Chris Dishman, home-school advisor for DPS, has been visiting each classroom at the school this year to discuss bullying, teaching students to identify bullying behaviors and encouraging students to eliminate them. His visits are part of the School Wide Positive Behavior program and include a reward system for positive behavior.
"Bullying has become accepted in our society," said Dishman. "People say that it's just a phase and it's something that kids will grow out of, but anytime you intentionally say or do things that hurts others, it's bullying."
During his classroom visits, Dishman focuses on the school's Stop, Walk and Talk program as a way to combat bullying. He explains to kids that making good decisions and eliminating bullying will lead to DPS being an even better school than it already is. The keys of the Stop, Walk and Talk include:
1. Ask the bully to STOP the behavior they are doing. Kids are taught to place their hand out and say the word 'stop'. Dishman stresses to kids that a teacher that sees this will come and protect them.
2. Walk away
3. Talk to a grown-up
Dishman teaches students that if they are in danger they should skip steps one and two and go straight to a grown-up. After talking to kids about bullying and what it looks like, Dishman distributes necklaces from SWPB. Kids have the opportunity to earn charms through the program, such as a little bull that says 'I don't bully' after they listen to Dishman's anti-bulling message.
"It's something fun that they will love and incentives like that really motivate this particular age group," said Dishman.
Dishman says one of the biggest challenges is educating children on what bullying is exactly versus what they have been taught by other adults in their life. Bullying is defined as unwanted, aggressive behavior among school-aged children that involves a real or perceived power imbalance and can include actions such as making threats, spreading rumors, attacking someone physically or verbally, and excluding someone from a group on purpose.
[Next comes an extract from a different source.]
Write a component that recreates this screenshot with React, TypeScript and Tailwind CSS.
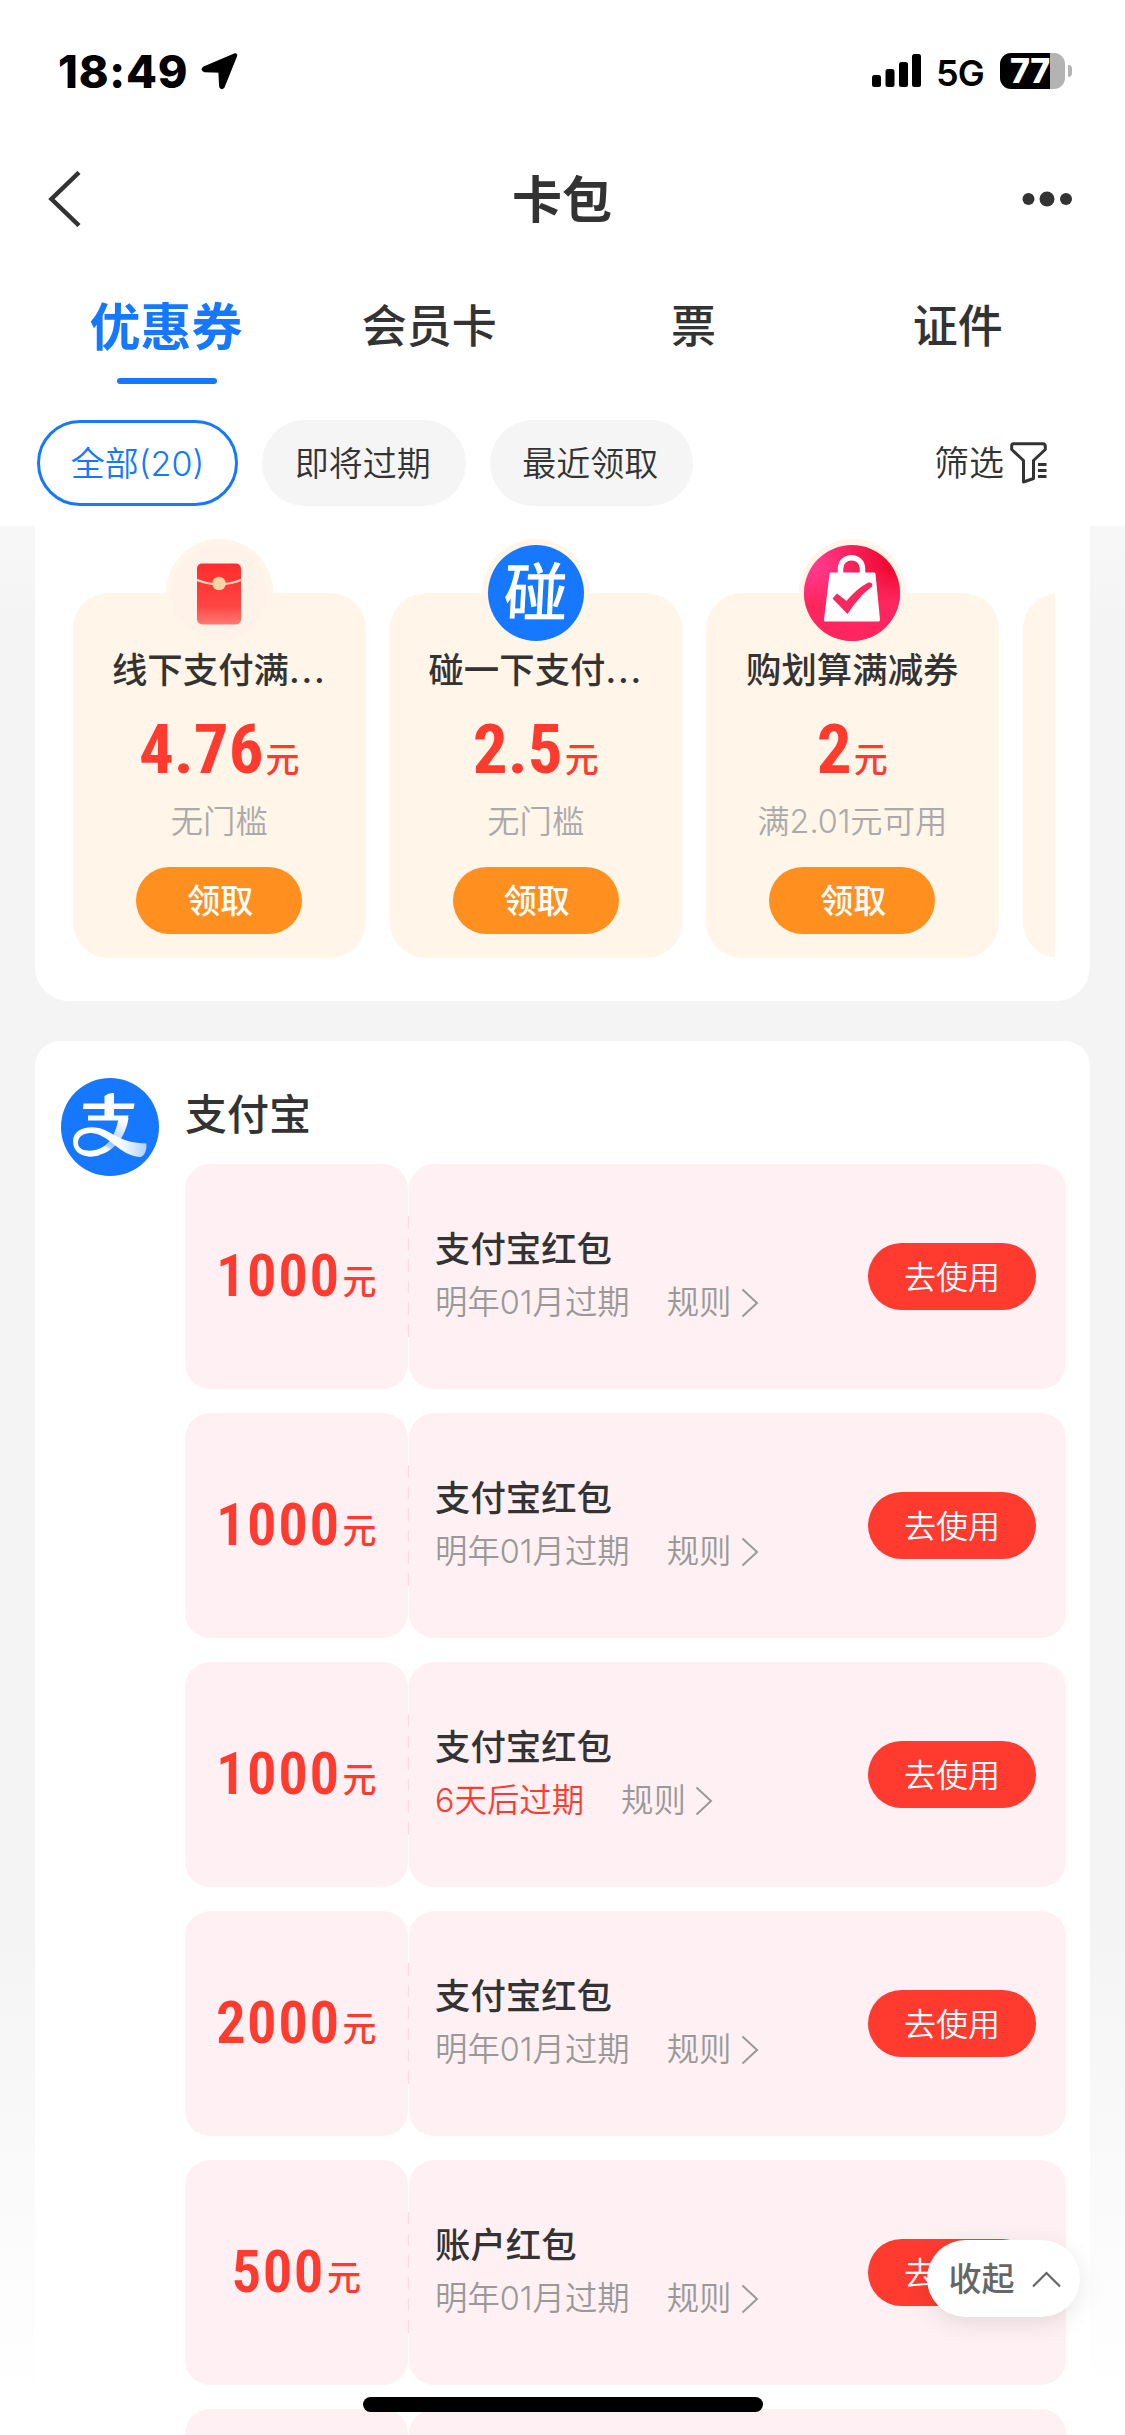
import clsx from "clsx"

const tabs = ["优惠券", "会员卡", "票", "证件"]
const filters = ["全部(20)", "即将过期", "最近领取"]

const offers = [
  { icon: "packet", title: "线下支付满", truncated: true, amount: "4.76", rule: "无门槛" },
  { icon: "tap", title: "碰一下支付", truncated: true, amount: "2.5", rule: "无门槛" },
  { icon: "bag", title: "购划算满减券", truncated: false, amount: "2", rule: "满2.01元可用" },
]

const coupons = [
  { amount: "1000", title: "支付宝红包", expire: "明年01月过期", soon: false },
  { amount: "1000", title: "支付宝红包", expire: "明年01月过期", soon: false },
  { amount: "1000", title: "支付宝红包", expire: "6天后过期", soon: true },
  { amount: "2000", title: "支付宝红包", expire: "明年01月过期", soon: false },
  { amount: "500", title: "账户红包", expire: "明年01月过期", soon: false },
]

const StatusBar = () => {
  return (
    <div className="flex h-[142px] shrink-0 items-center justify-between pl-[58px] pr-[53px] text-black">
      <div className="flex items-center">
        <span className="w-[143px] pt-[1px] text-[45px] font-extrabold leading-none tracking-[0.8px]">18:49</span>
        <svg className="h-[38px] w-[38px]" viewBox="0 0 38 38">
          <path d="M34 3.500 21.500 34.500Q20.500 35.500 20.300 33.500L19.500 18.500L4 18Q2 17.500 3.500 16.500Z" fill="black" stroke="black" strokeWidth="4.500" strokeLinejoin="round" />
        </svg>
      </div>
      <div className="flex items-center">
        <svg className="mr-[15px] h-[34px] w-[49px]" viewBox="0 0 49 34">
          <rect x="0" y="21" width="9" height="12" rx="2.5" />
          <rect x="13.5" y="15" width="9" height="18" rx="2.5" />
          <rect x="27" y="8" width="9" height="25" rx="2.5" />
          <rect x="40" y="0" width="9" height="33" rx="2.5" />
        </svg>
        <span className="w-[64px] pt-[3px] text-[36px] font-semibold leading-[38px] tracking-[-1px]">5G</span>
        <div className="flex h-[36px] w-[65px] items-center rounded-[11px] bg-[linear-gradient(to_right,black_77%,#b3b3b3_77%)] pl-[10px]">
          <span className="text-[34px] font-extrabold leading-[36px] tracking-[-0.5px] text-white">77</span>
        </div>
        <div className="ml-[3px] h-[12px] w-[4px] rounded-r-full bg-[#b3b3b3]" />
      </div>
    </div>
  )
}

const NavBar = () => {
  return (
    <div className="flex h-[114px] shrink-0 items-center justify-between pl-[47px] pr-[53px]">
      <svg className="h-[56px] w-[50px]" viewBox="0 0 50 56" fill="none" stroke="#333" strokeWidth="4.5">
        <path d="M32 1.5 4.5 28 32 54.5" />
      </svg>
      <h1 className="pl-[5px] pt-[2px] text-[50px] font-bold leading-[60px]">卡包</h1>
      <svg className="h-[16px] w-[50px]" viewBox="0 0 50 16" fill="#333">
        <circle cx="6.5" cy="8" r="6" />
        <circle cx="25" cy="8" r="7.5" />
        <circle cx="44" cy="8" r="6" />
      </svg>
    </div>
  )
}

const FilterBar = () => {
  return (
    <div className="flex h-[128px] shrink-0 items-start gap-[24px] pl-[37px] pr-[78px] pt-[22px]">
      {filters.map((name, i) => (
        <button
          key={name}
          className={clsx(
            "h-[86px] rounded-full text-[34px] font-[350]",
            i === 0 ? "w-[201px] border-[3px] border-[#1677ff] text-[#1677ff]" : "w-[203.500px] bg-[#f5f5f5] pr-[2px]"
          )}
        >
          {name}
        </button>
      ))}
      <div className="ml-auto flex h-[86px] items-center gap-[6px]">
        <span className="text-[35px] font-[350]">筛选</span>
        <svg className="h-[42px] w-[37px]" viewBox="0 0 37 42" fill="none" stroke="#333" strokeWidth="3" strokeLinejoin="round">
          <path d="M3.500 1.800H33Q35.500 2 35.300 5V7.500L23.500 18.500V36.500L13.500 40V18.500L1.700 7.500V4Q1.700 1.800 3.500 1.800Z" />
          <path d="M28 22.500H36.500M28 28.500H36.500M28 34.500H36.500" />
        </svg>
      </div>
    </div>
  )
}

const OfferIcon = ({ icon }: { icon: string }) => {
  if (icon === "packet") {
    return (
      <svg className="h-[96px] w-[96px]" viewBox="0 0 96 96">
        <defs>
          <linearGradient id="packet" x1="0" y1="0" x2="0" y2="1">
            <stop offset="0" stopColor="#ff2d2d" />
            <stop offset="0.7" stopColor="#ff4542" />
            <stop offset="1" stopColor="#ff7a73" />
          </linearGradient>
        </defs>
        <circle cx="48" cy="48" r="48" fill="#fff3e9" />
        <rect x="26" y="18.500" width="44" height="61" rx="5" fill="url(#packet)" />
        <path d="M26 35Q48 43.500 70 35" fill="none" stroke="#ffd6b8" strokeWidth="2" />
        <circle cx="48" cy="38.500" r="6.800" fill="#fbd3a4" />
      </svg>
    )
  }
  if (icon === "tap") {
    return (
      <div className="flex h-[96px] w-[96px] items-center justify-center rounded-full bg-[#1677ff]">
        <span className="-skew-x-3 text-[64px] font-medium leading-none text-white">碰</span>
      </div>
    )
  }
  return (
    <svg className="h-[96px] w-[96px]" viewBox="0 0 96 96">
      <defs>
        <linearGradient id="bag" x1="0" y1="0.300" x2="1" y2="0.100">
          <stop offset="0.150" stopColor="#ff3a8c" />
          <stop offset="0.850" stopColor="#f00a32" />
        </linearGradient>
        <linearGradient id="bagFade" x1="0" y1="0" x2="0" y2="1">
          <stop offset="0.250" stopColor="#ff265f" stopOpacity="0" />
          <stop offset="0.600" stopColor="#ff265f" />
        </linearGradient>
      </defs>
      <circle cx="48" cy="48" r="48" fill="url(#bag)" />
      <circle cx="48" cy="48" r="48" fill="url(#bagFade)" />
      <path d="M36.500 30V24C36.500 9 58.500 9 58.500 24V30" fill="none" stroke="white" strokeWidth="5.500" />
      <path d="M27 29H70L74.500 75H21.500Z" fill="white" stroke="white" strokeWidth="3" strokeLinejoin="round" />
      <path d="M28.500 53.500 33 48.500 42.500 56C50 47 56 42 64.500 37.500Q69 37 68 41.500C58 49 51 58 43.500 69Z" fill="#f9275f" />
    </svg>
  )
}

const OfferCard = ({ offer }: { offer: (typeof offers)[number] }) => {
  return (
    <div className="flex h-[365px] w-[292.5px] shrink-0 flex-col items-center rounded-[36px] bg-[#fff5e8]">
      <div className="-mt-[54px] flex h-[107px] w-[107px] shrink-0 items-center justify-center rounded-full bg-[#fff5e8]">
        <OfferIcon icon={offer.icon} />
      </div>
      <h3 className="mt-[3px] text-[35.4px] font-medium leading-[44px]">
        {offer.title}
        {offer.truncated && <span className="tracking-[1.8px]">...</span>}
      </h3>
      <div className="mt-[24px] flex h-[66px] items-baseline gap-[2px] leading-[66px] text-[#ff3b30]">
        <span className="font-[Roboto] text-[69px] font-bold [font-stretch:87%]">{offer.amount}</span>
        <span className="relative -top-[1px] text-[34px] font-medium">元</span>
      </div>
      <p className="mt-[19px] text-[32.3px] font-[350] leading-[40px] text-[#aaa]">{offer.rule}</p>
      <button className="mt-[25px] h-[67px] w-[166px] rounded-full bg-[#ff8f1f] pl-[2px] pt-[2px] text-[33px] font-medium text-white">领取</button>
    </div>
  )
}

const AlipayLogo = () => {
  return (
    <svg className="h-[98px] w-[98px] shrink-0" viewBox="0 0 98 98">
      <defs>
        <linearGradient id="tail" x1="22" y1="0" x2="88" y2="0" gradientUnits="userSpaceOnUse">
          <stop offset="0.550" stopColor="white" />
          <stop offset="1" stopColor="#a9cdff" />
        </linearGradient>
        <linearGradient id="leg" x1="64" y1="42" x2="46" y2="72" gradientUnits="userSpaceOnUse">
          <stop offset="0" stopColor="white" />
          <stop offset="0.850" stopColor="#9fc7ff" />
          <stop offset="1" stopColor="white" />
        </linearGradient>
      </defs>
      <circle cx="49" cy="49" r="49" fill="#1677ff" />
      <path d="M57.500 40H67.500C65 57 54 78 27 78.500L22 72C42 76 54 62 57.500 40Z" fill="url(#leg)" />
      <path d="M43.500 18Q48 14.500 53 15V39H43.500Z" fill="white" />
      <path d="M22.500 25.500H73.500L72.500 31H22ZM27 37.500H67.500L66.500 42.500H27Z" fill="white" />
      <path d="M38 77.500C24 81 12 76 12 63C12 52 25 47 38 50C52 54 59 65 85.500 65.500Q86 76 80 79C60 78 53 62 36 56C26 53 17 57 17 65C17 72 27 75 38 72Z" fill="url(#tail)" />
    </svg>
  )
}

const CouponRow = ({ coupon }: { coupon: (typeof coupons)[number] }) => {
  return (
    <div className="flex h-[225px] w-[881px] shrink-0 items-center">
      <div className="flex h-full w-[222.5px] items-center justify-center rounded-[25px] bg-[#fff1f3]">
        <div className="flex items-baseline gap-[2px] pb-[2px] text-[#ff3b30]">
          <span className="font-[Roboto] text-[59px] font-semibold leading-none tracking-[1.5px] [font-stretch:87%]">{coupon.amount}</span>
          <span className="relative -top-[2px] text-[34px] font-medium leading-none">元</span>
        </div>
      </div>
      <div className="h-[121px] w-[1.5px] bg-[repeating-linear-gradient(to_bottom,#ffd9df_0,#ffd9df_12.5px,#fff1f3_12.5px,#fff1f3_21.6px)]" />
      <div className="flex h-full flex-1 items-center justify-between rounded-[25px] bg-[#fff1f3] pl-[26px] pr-[30px]">
        <div>
          <h3 className="text-[35.4px] font-medium leading-[54px]">{coupon.title}</h3>
          <p className="-mt-[1px] flex items-center pb-[1px] text-[32.4px] font-[350] leading-[53px] text-[#999]">
            <span className={clsx(coupon.soon && "text-[#ff3b30]")}>{coupon.expire}</span>
            <span className="ml-[37px]">规则</span>
            <svg className="ml-[9px] h-[30px] w-[18px]" viewBox="0 0 18 30" fill="none" stroke="#999" strokeWidth="2">
              <path d="M1.500 1.500 16 15 1.500 28.500" />
            </svg>
          </p>
        </div>
        <button className="h-[67px] w-[168px] rounded-full bg-[#ff3b30] pt-[3px] text-[32px] font-[350] text-white">去使用</button>
      </div>
    </div>
  )
}

const App = () => {
  return (
    <div className="relative flex h-[2435px] w-[1125px] flex-col overflow-hidden bg-white font-[Inter,'Noto_Sans_CJK_SC',sans-serif] text-[#333]">
      <StatusBar />
      <NavBar />
      <div className="grid h-[142px] shrink-0 grid-cols-4 px-[34px]">
        {tabs.map((tab, i) => (
          <div key={tab} className="flex flex-col items-center">
            <span
              className={clsx(
                "h-[122px]",
                i === 0 ? "text-[51px] font-bold leading-[143px] text-[#1677ff]" : "pr-[2px] text-[45px] font-medium leading-[142px]"
              )}
            >
              {tab}
            </span>
            {i === 0 && <div className="ml-[2px] h-[6px] w-[100px] rounded-full bg-[#1677ff]" />}
          </div>
        ))}
      </div>
      <FilterBar />

      <main className="h-[1909px] shrink-0 overflow-hidden bg-[linear-gradient(to_bottom,#f7f7f7_0,#f4f4f4_100px,#f4f4f4_1400px,#ffffff_1880px)] px-[35px]">
        <section className="h-[475px] rounded-b-[34px] bg-white pl-[38px] pr-[35px]">
          <div className="flex h-full gap-[24px] overflow-hidden pt-[67px]">
            {offers.map((offer) => (
              <OfferCard key={offer.title} offer={offer} />
            ))}
            <div className="h-[365px] w-[292.5px] shrink-0 rounded-[36px] bg-[#fff5e8]" />
          </div>
        </section>

        <section className="mt-[40px] flex h-[1600px] items-start gap-[26px] rounded-t-[25px] bg-white pl-[26px] pt-[37px]">
          <AlipayLogo />
          <div>
            <h2 className="h-[86px] text-[42px] font-medium leading-[74px]">支付宝</h2>
            <div className="flex flex-col gap-[24px]">
              {coupons.map((coupon, i) => (
                <CouponRow key={i} coupon={coupon} />
              ))}
              {/* next coupon, its content is still below the fold */}
              <div className="flex h-[225px] w-[881px] gap-[1.5px]">
                <div className="w-[222.5px] rounded-[25px] bg-[#fff1f3]" />
                <div className="flex-1 rounded-[25px] bg-[#fff1f3]" />
              </div>
            </div>
          </div>
        </section>
      </main>

      <button className="absolute bottom-[118px] right-[45px] flex h-[77px] w-[153px] items-center justify-center gap-[17px] rounded-full bg-white pl-[2px] pt-[2px] text-[33px] font-medium text-[#666] shadow-[0_6px_24px_rgba(0,0,0,0.1)]">
        收起
        <svg className="h-[17px] w-[29px]" viewBox="0 0 29 17" fill="none" stroke="#666" strokeWidth="2.2">
          <path d="M1 15.500 14.500 2 28 15.500" />
        </svg>
      </button>
      <div className="absolute bottom-[23px] left-[363px] h-[15px] w-[400px] rounded-full bg-black" />
    </div>
  )
}

export default App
Teaching kids the differences at such a young age is a tough task but DPS is already seeing results. According to Dishman and DeBerry, the number of discipline referrals at DPS has seen a decrease over the last six years.
"Our bullying program plugs right in and teaches kids to be a good friend," said DPS Principal Linda DeBerry. "If we can start at 4 then maybe it will not be a problem at 16."
"Maybe years from now people will look at Dyersburg Primary School as the first place that really got it and can point to us as the place where bullying came to an end," added Dishman.